The poet sings like a lark surrounded by virtuosos who know how to get the best out of each and every inch of their instruments, in a space designed for the singular purpose for sound to reach our ears and soak into our bodies – this was a musical nourishment to savour. One indeed to take to the grave, as I instructed my youngest to include You’ve underestimated me dude in the set to be played at my funeral. Energetically, the pulse of life, with all it highs and lows, swirled around us in raptures. I bow down to your talent and your willingness to share them with us all:
Kate Miller-Heidke | vocals / piano
Keir Nuttall | guitar
Iain Grandage | cello / piano
Jessica Hitchcock | backing vocal
You know sparks will fly when the shock of greying luxurious hair on the cellist arrives just before the first words of introduction are spoken. The ancestors were already in place and the next generation eagerly was taking up their invitation to join the appreciation society. David Whyte says: Poetry is language against which you have no defenses. The quartet raged a triumphant victory march and reached into the cracks and chasms of my heart and soul, my sword and my shield were rendered helpless, I was left defenceless.

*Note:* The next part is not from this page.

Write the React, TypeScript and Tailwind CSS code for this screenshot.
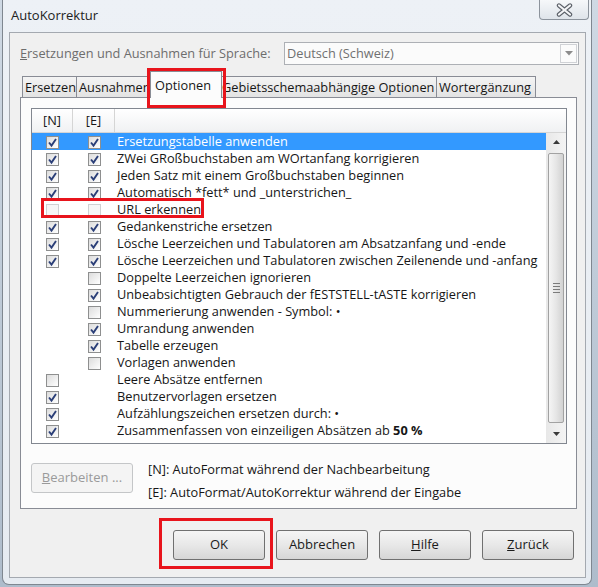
import React from 'react';

type Box = 'on' | 'off' | 'dis' | null;

const rows: { n: Box; e: Box; label: React.ReactNode }[] = [
  { n: 'on', e: 'on', label: 'Ersetzungstabelle anwenden' },
  { n: 'on', e: 'on', label: 'ZWei GRoßbuchstaben am WOrtanfang korrigieren' },
  { n: 'on', e: 'on', label: 'Jeden Satz mit einem Großbuchstaben beginnen' },
  { n: 'on', e: 'on', label: 'Automatisch *fett* und _unterstrichen_' },
  { n: 'dis', e: 'dis', label: 'URL erkennen' },
  { n: 'on', e: 'on', label: 'Gedankenstriche ersetzen' },
  { n: 'on', e: 'on', label: 'Lösche Leerzeichen und Tabulatoren am Absatzanfang und -ende' },
  { n: 'on', e: 'on', label: 'Lösche Leerzeichen und Tabulatoren zwischen Zeilenende und -anfang' },
  { n: null, e: 'off', label: 'Doppelte Leerzeichen ignorieren' },
  { n: null, e: 'on', label: 'Unbeabsichtigten Gebrauch der fESTSTELL-tASTE korrigieren' },
  { n: null, e: 'off', label: 'Nummerierung anwenden - Symbol: •' },
  { n: null, e: 'on', label: 'Umrandung anwenden' },
  { n: null, e: 'on', label: 'Tabelle erzeugen' },
  { n: null, e: 'off', label: 'Vorlagen anwenden' },
  { n: 'off', e: null, label: 'Leere Absätze entfernen' },
  { n: 'on', e: null, label: 'Benutzervorlagen ersetzen' },
  { n: 'on', e: null, label: 'Aufzählungszeichen ersetzen durch: •' },
  {
    n: 'on',
    e: null,
    label: (
      <>
        Zusammenfassen von einzeiligen Absätzen ab <b className="font-bold">50 %</b>
      </>
    ),
  },
];

const Check = ({ state }: { state: Box }) => {
  if (!state) return null;
  const dis = state === 'dis';
  return (
    <div
      className={`w-[13px] h-[13px] border flex items-center justify-center ${
        dis
          ? 'border-[#cfd1d3] bg-[#f6f6f6]'
          : 'border-[#8e8f8f] bg-linear-to-br from-[#dcdcdc] to-[#ffffff]'
      }`}
    >
      {state === 'on' && (
        <svg width="11" height="11" viewBox="0 0 11 11">
          <path d="M2 5.5 L4.5 8.6 L9 2" fill="none" stroke="#2b3f78" strokeWidth="1.9" />
        </svg>
      )}
    </div>
  );
};

const Btn = ({ children }: { children: React.ReactNode }) => (
  <div className="w-[92px] h-[30px] rounded-[3px] border border-[#707070] bg-linear-to-b from-[#f5f5f5] via-[#e8e8e8] to-[#d6d6d6] text-[#1b1b1b] flex items-center justify-center text-[13px]">
    {children}
  </div>
);

const Tab = ({ label, w, sel }: { label: string; w: string; sel?: boolean }) => (
  <div
    className={`${w} shrink-0 overflow-hidden whitespace-nowrap border border-[#898c95] border-b-0 text-[12.75px] ${
      sel
        ? 'relative z-10 h-[27px] -mx-[2px] mb-[-1px] bg-[#fcfcfc] px-[4px] pt-[4px]'
        : '-ml-px first:ml-0 h-[21px] bg-linear-to-b from-[#f4f4f4] to-[#e3e3e3] px-[2px] pt-[1px]'
    }`}
  >
    {label}
  </div>
);

export default function App() {
  return (
    <div
      className="relative w-[598px] h-[587px] overflow-hidden bg-linear-to-b from-[#cfd9e4] to-[#aebccb] text-[#161616]"
      style={{ fontFamily: '"Open Sans", "Noto Sans", sans-serif' }}
    >
      {/* window frame */}
      <div className="ml-[2px] w-[590px] h-[585px] border border-t-0 border-[#7f8790] rounded-b-[7px] bg-linear-to-b from-[#edf1f6] to-[#e6ebf1] flex flex-col">
        <div className="h-[32px] flex items-start justify-between">
          <div className="pl-[8px] pt-[6px] text-[13px] text-[#222]">AutoKorrektur</div>
          <div className="mr-[2px] w-[50px] h-[20px] border border-t-0 border-[#8c939c] rounded-b-[4px] bg-linear-to-b from-[#f6f8fa] to-[#dfe4ea] flex items-center justify-center">
            <svg width="17" height="14" viewBox="0 0 17 14">
              <path d="M3 2.5 L14 11.5 M14 2.5 L3 11.5" stroke="#5b6068" strokeWidth="4.4" strokeLinecap="round" />
              <path d="M3 2.5 L14 11.5 M14 2.5 L3 11.5" stroke="#f4f5f7" strokeWidth="2.2" strokeLinecap="round" />
            </svg>
          </div>
        </div>

        {/* client area */}
        <div className="mx-[6px] w-[577px] h-[546px] border border-[#a4a9b0] bg-[#f0f0f0] flex flex-col">
          <div className="mt-[9px] h-[23px] flex items-center">
            <div className="pl-[10px] text-[12.75px] text-[#6d6d6d]">
              <span className="underline">E</span>rsetzungen und Ausnahmen für Sprache:
            </div>
            <div className="ml-auto mr-[6px] w-[295px] h-[23px] border border-[#adb0b5] bg-[#fbfbfb] flex items-center">
              <div className="flex-1 pl-[2px] text-[12.75px] text-[#707070]">Deutsch (Schweiz)</div>
              <div className="w-[17px] h-[19px] mr-px border border-[#d0d2d6] flex items-center justify-center">
                <svg width="8" height="5" viewBox="0 0 8 5">
                  <path d="M0 0 L8 0 L4 4.5 Z" fill="#8c8c8c" />
                </svg>
              </div>
            </div>
          </div>

          {/* tabs */}
          <div className="mt-[6px] pl-[12px] flex items-end h-[26px]">
            <Tab label="Ersetzen" w="w-[55px]" />
            <Tab label="Ausnahmen" w="w-[76px]" />
            <Tab label="Optionen" w="w-[72px]" sel />
            <Tab label="Gebietsschemaabhängige Optionen" w="w-[218px]" />
            <Tab label="Wortergänzung" w="w-[100px]" />
          </div>

          {/* tab panel */}
          <div className="ml-[10px] w-[557px] h-[412px] border border-[#898c95] bg-[#fcfcfc] pl-[10px] pt-[10px] flex flex-col">
            <div className="w-[536px] h-[336px] border border-[#828790] bg-white flex flex-col">
              <div className="h-[24px] flex border-b border-[#d5d5d5] bg-linear-to-b from-[#ffffff] to-[#f0f1f3] text-[12.75px]">
                <div className="w-[41px] border-r border-[#d5d5d5] flex items-center justify-center">[N]</div>
                <div className="w-[42px] border-r border-[#d5d5d5] flex items-center justify-center">[E]</div>
                <div className="flex-1" />
              </div>
              <div className="flex flex-1">
                <div className="flex-1">
                  {rows.map((r, i) => (
                    <div
                      key={i}
                      className={`h-[17px] flex items-center whitespace-nowrap text-[12.75px] ${
                        i === 0 ? 'bg-[#3399ff] text-white' : ''
                      }`}
                    >
                      <div className="w-[41px] pt-[2px] flex justify-center">
                        <Check state={r.n} />
                      </div>
                      <div className="w-[42px] pt-[2px] flex justify-center">
                        <Check state={r.e} />
                      </div>
                      <div className="pl-[2px] pt-px">{r.label}</div>
                    </div>
                  ))}
                </div>
                {/* scrollbar */}
                <div className="w-[20px] bg-linear-to-r from-[#e8e8e8] to-[#f4f4f4] flex flex-col items-center">
                  <div className="h-[18px] flex items-center justify-center">
                    <svg width="7" height="4" viewBox="0 0 7 4">
                      <path d="M0 4 L7 4 L3.5 0 Z" fill="#3a3a3a" />
                    </svg>
                  </div>
                  <div className="w-[16px] flex-1 my-[2px] rounded-[2px] border border-[#a2a2a2] bg-linear-to-r from-[#f5f5f5] via-[#e6e6e6] to-[#d2d2d2] flex items-center justify-center">
                    <div className="flex flex-col gap-[2px]">
                      <div className="w-[7px] h-px bg-[#7b7b7b]" />
                      <div className="w-[7px] h-px bg-[#7b7b7b]" />
                      <div className="w-[7px] h-px bg-[#7b7b7b]" />
                      <div className="w-[7px] h-px bg-[#7b7b7b]" />
                    </div>
                  </div>
                  <div className="h-[18px] flex items-center justify-center">
                    <svg width="7" height="4" viewBox="0 0 7 4">
                      <path d="M0 0 L7 0 L3.5 4 Z" fill="#3a3a3a" />
                    </svg>
                  </div>
                </div>
              </div>
            </div>

            <div className="mt-[19px] flex items-start">
              <div className="w-[102px] h-[30px] rounded-[3px] border border-[#c4c6c8] bg-[#f4f4f4] text-[#9a9a9a] text-[13px] flex items-center justify-center">
                <span>
                  <span className="underline">B</span>earbeiten ...
                </span>
              </div>
              <div className="ml-[15px] text-[12.75px] leading-[23px] -mt-[5px]">
                <div>[N]: AutoFormat während der Nachbearbeitung</div>
                <div>[E]: AutoFormat/AutoKorrektur während der Eingabe</div>
              </div>
            </div>
          </div>

          {/* buttons */}
          <div className="mt-[21px] pr-[11px] flex justify-end gap-[11px]">
            <Btn>OK</Btn>
            <Btn>Abbrechen</Btn>
            <Btn>
              <span>
                <span className="underline">H</span>ilfe
              </span>
            </Btn>
            <Btn>
              <span>
                <span className="underline">Z</span>urück
              </span>
            </Btn>
          </div>
        </div>
      </div>

      {/* red annotation boxes */}
      <div className="absolute left-[147px] top-[68px] w-[79px] h-[40px] border-[3px] border-[#e8141c]" />
      <div className="absolute left-[41px] top-[198px] w-[163px] h-[20px] border-[3px] border-[#e8141c]" />
      <div className="absolute left-[159px] top-[518px] w-[114px] h-[51px] border-[3px] border-[#e8141c]" />
    </div>
  );
}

I am being instructed through a set of exercises which is calling me to examine some of those cracks and chasms. It is not all comfortable. As this day dawns I am wondering how perhaps there is another way in to be opened, music and poetry has served me well in the practice to keep being broken open, they can creep into me with the open-heart surgery and exam of life seems to require!
In a recent speech I made, I shared a couple of snippets of time when I was literally under threat of death – a knife being pulled on me and a gun pointed at me. There have been a few other times death has come knocking. As a child suffering from asthma where breath in the body was scarce, in traffic there have been a few near misses, running behind a bus as a ten year old on the streets of London. And, I have had a death threat too during anti-racist campaigning. Coming close to death is an invitation to live more fully. It is also to unpack how these near-death experiences can continue to work their way into the future and not be relegated to the past, as if somehow they already processed, packed up and neatly put away. Music calls these experiences out into the open for review.
The emotional labour is never really over and comes repackaged and repurposed … and often for me this is through music or poetry. When a song moves you it has tapped into memory, or maybe into possibility or fantasy. There were many such moments last night. The cello becomes your spiritual director, the shaker becomes the metronome of your heart beat and the highest notes crescendo to match your higher self as the heavy darker tones of chords thumping on strings and keys takes you down as far as the notes will go … and then some. Rumi says: If all the harps in the world were burned down, still inside the heart there will be hidden music playing. It is this hidden music which is being examined but I can’t get to it without the live music on the outside. And it is in between sets that the reflection takes place, in the quiet, when instruments are lying in state, when the cup of tea is getting cold, when the chairs are empty, when the leads are relaxed. I am in between sets when I reflect, everything is still on stage, there is gratitude and expectation of more.
Remaining open is the way sparks will fly and the door is always ajar when I can hear the music.